On April 12, 2018, the San Jose Barracuda signed goaltender Nick Cafreli to an ATO after the San Jose Sharks recalled Antoine Bibeau for an out-of-town playoff game.

On November 14, 2018, the Washington Capitals signed goaltender Gavin McHale to an ATO after Braden Holtby sustained an upper body injury.

On February 22, 2020, the Carolina Hurricanes signed goaltender David Ayres to an ATO after both of the Carolina Hurricanes' goaltenders, James Reimer and Petr Mrázek, were injured during a game against the Maple Leafs.

On October 10, 2021, the Toronto Maple Leafs signed goaltender Alex Bishop to an ATO after Petr Mrázek sustained a lower body injury.

On January 28, 2023, the Edmonton Oilers signed goaltender Matt Berlin of the University of Alberta Golden Bears to an ATO on an emergency basis, after regular goaltender Stuart Skinner was pulled from the lineup before game time due to illness. Berlin served as the backup to Jack Campbell and entered the game for the final 2 minutes in the Oilers' 7-3 win over the Chicago Blackhawks.
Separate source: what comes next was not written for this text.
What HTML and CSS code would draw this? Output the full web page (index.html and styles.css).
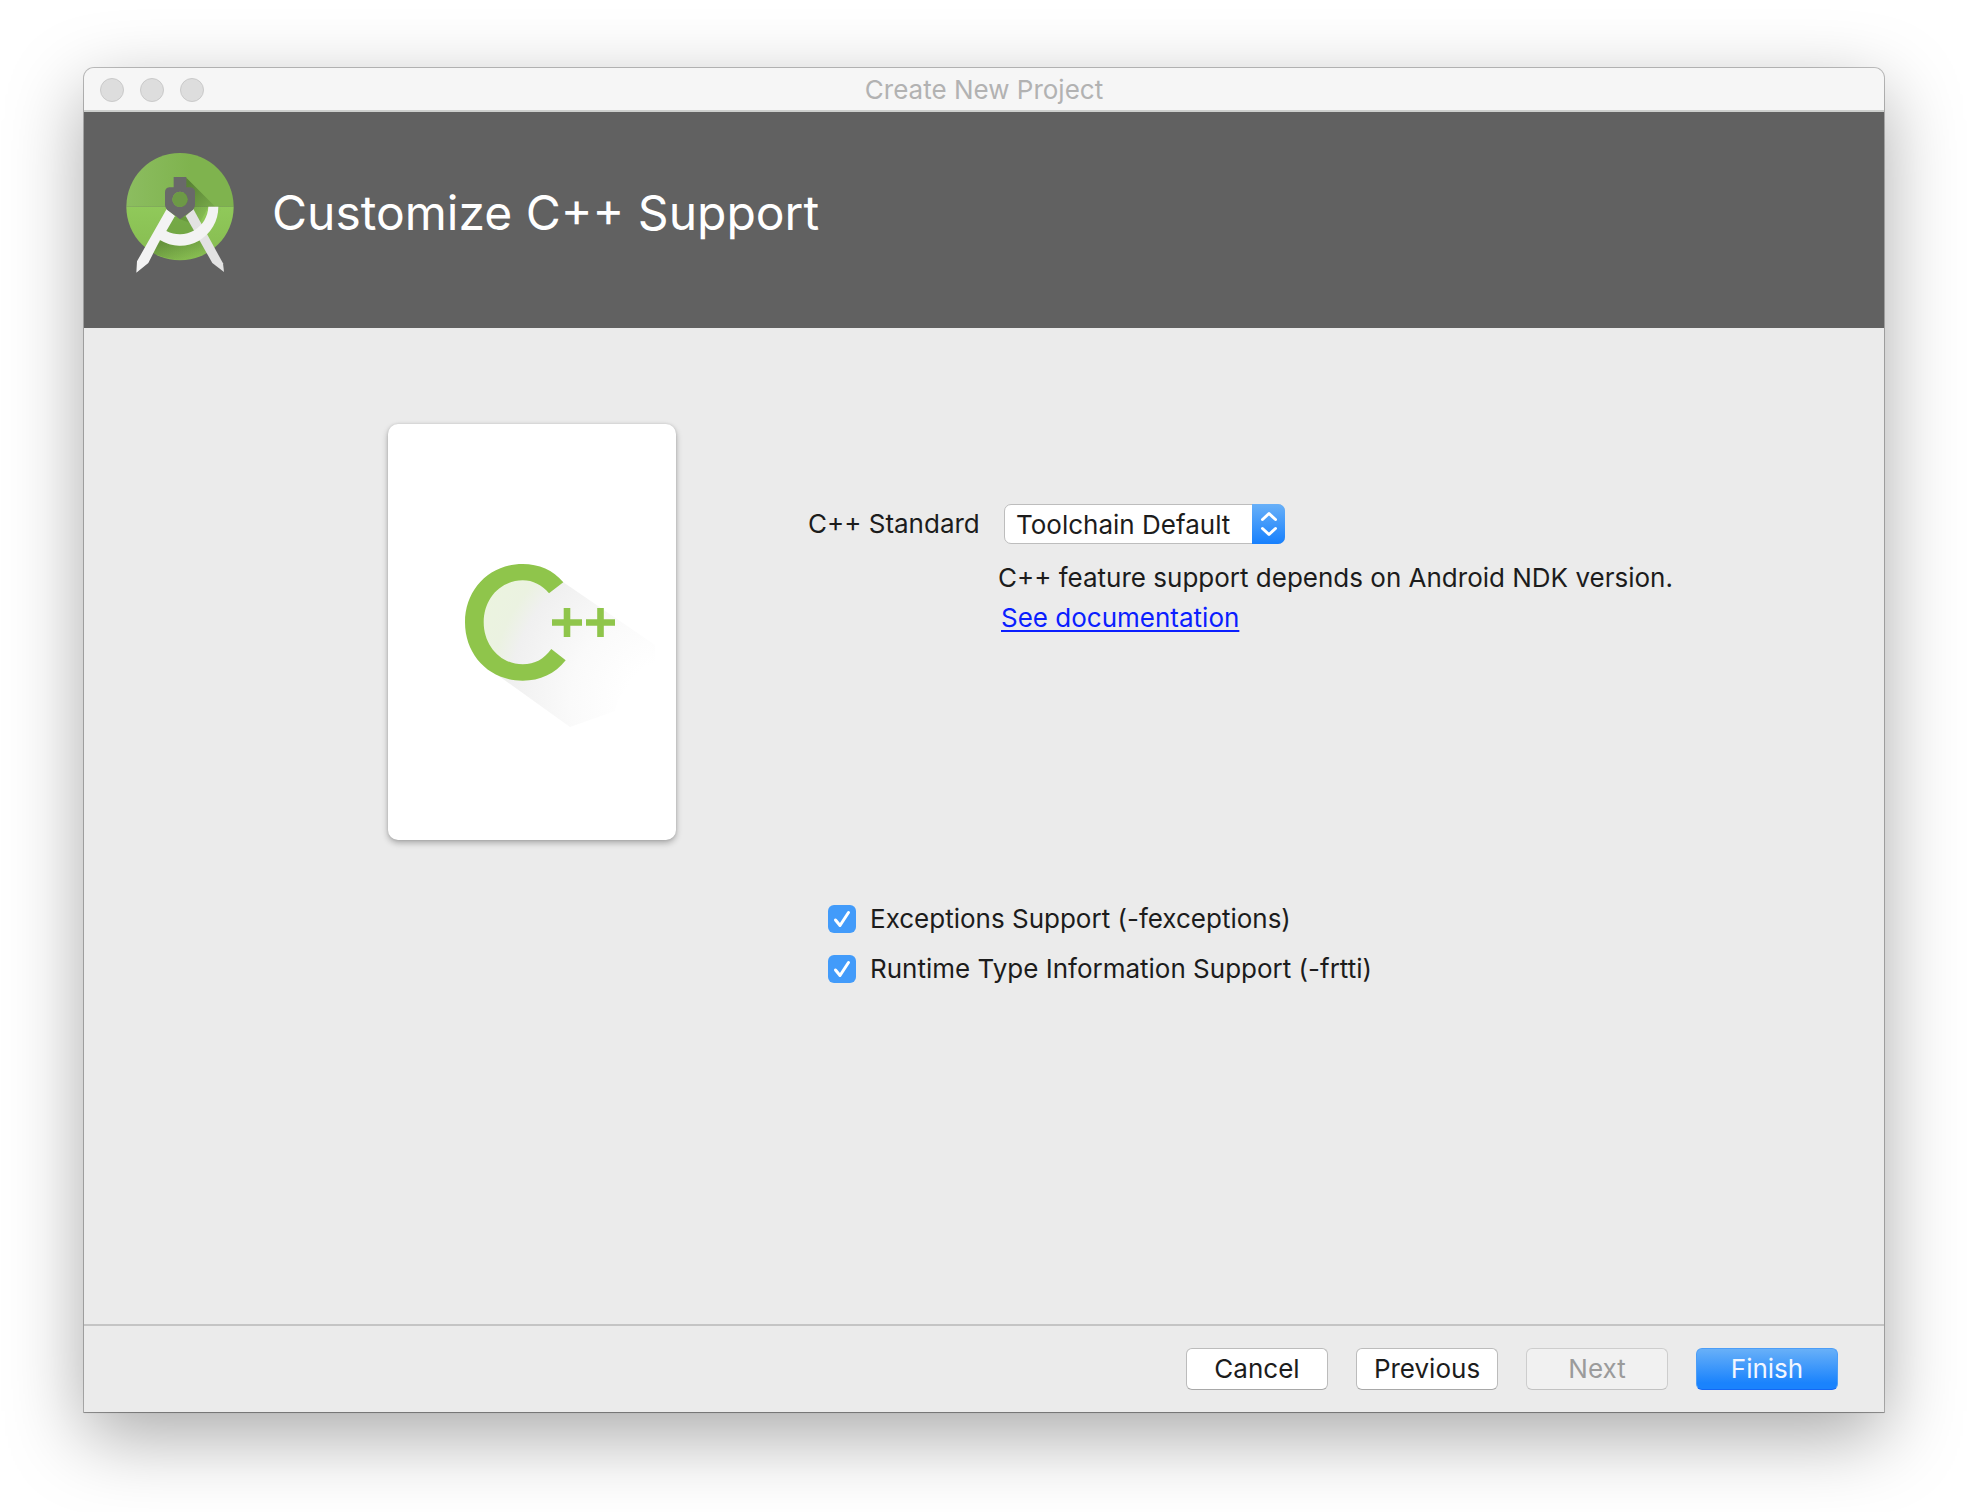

Berlin made one save on one shot.

On April 8, 2023, the Toronto Maple Leafs signed goaltender Jett Alexander to an ATO. He played 70 seconds at the end of their game against Montreal that day.

On April 12, 2023, the Toronto Maple Leafs signed Mathias Onuska to an ATO as a back up goaltender as Ilya Samsonov and Matt Murray were both injured and unable to play. He plays for the Windsor Spitfires currently.

On December 8, 2024, the Seattle Kraken signed goaltender Michael Matyas to an ATO to back up Philipp Grubauer after Joey Daccord was ruled out for illness earlier that day.

All of the goaltenders listed above served as backups to the team's remaining available goaltender. As of the 2022–23 season, only Scott Foster, Jorge Alves, David Ayres, Matt Berlin, and Jett Alexander have actually played in an NHL game. Ayres entered his game in the second period following an injury to goaltender Petr Mrázek and became the first emergency goaltender to record a win in NHL history.